Tra scienza e storia, il gioielliere deve riuscire anche a spiegare la differenza che c’è anche tra il diamante “artificiale” e quello “sintetico”. «I primi cristalli di diamante sintetico», spiega la  gemmologa Loredana Prosperi, «furono prodotti nel 1953 dall’azienda elettrica Asea, ma la notizia venne riportata solo nel bollettino interno aziendale. Nel 1954 la General Electric produsse un cristallo di diamante sintetico di dimensioni millimetriche. Ne venne data comunicazione nel febbraio 1955 dal New York Times. E nel 1970 sempre la General Electric produsse il primo diamante sintetico di qualità gemma». I due prodotti hanno caratteristiche fisiche principali identiche. Ma da una parte c’è una gemma unica, irripetibile, preziosa, che può esaurirsi. Dall’altra, un prodotto di fabbrica, ripetibile e in disponibilità illimitata. Da una parte prezzi in aumento, dall’altra prezzi in diminuzione grazie alla crescente ottimizzazione dei processi di produzione.

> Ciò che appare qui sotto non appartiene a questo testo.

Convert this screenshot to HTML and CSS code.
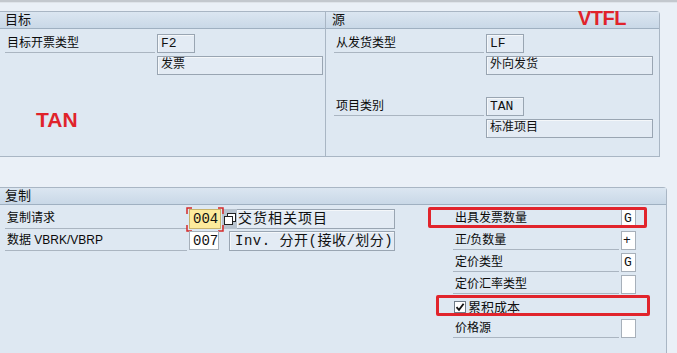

Nel caso del diamante sintetico si punta sulla sua sostenibilità, ma quanto sono sostenibili i diamanti sintetici? «Se i diamanti naturali si formano in milioni di anni, talvolta miliardi, ad una profondità di almeno 120 km e fino a 780 km, per creare i sintetitici» fa sapere Federopreziosi «è necessario mantenere i macchinari a una temperatura costante di circa 1600 gradi per vari giorni, con una pressione che varia da un minimo di 45 a un massimo di 70 Kbar e un dispendio enorme di energia. Inoltre, gran parte dei diamanti sintetici viene prodotta in Asia, in Paesi come Cina e India, dove si impiegano ancora energie fossili. L’emissione nell’atmosfera di CO2 è consistente». Secondo una recente ricerca effettuata dall’agenzia indipendente TruCost per conto della Diamond Producers Association è superiore a quella necessaria per l’estrazione di diamanti naturali: per ogni carato di diamante naturale corrispondono a 160 kg di CO2, ma per produrre un carato di diamante sintetico se ne emettono 511 kg di CO2. Quindi attenzione al “sintetico uguale sostenibile”. «Resta, e non è poco, lo storytelling di una gemma che può indietreggiare solo se si fa un discorso di prezzi», sottolinea Federpreziosi: «il diamante sintetico può arrivare a costare l’80 per cento in meno».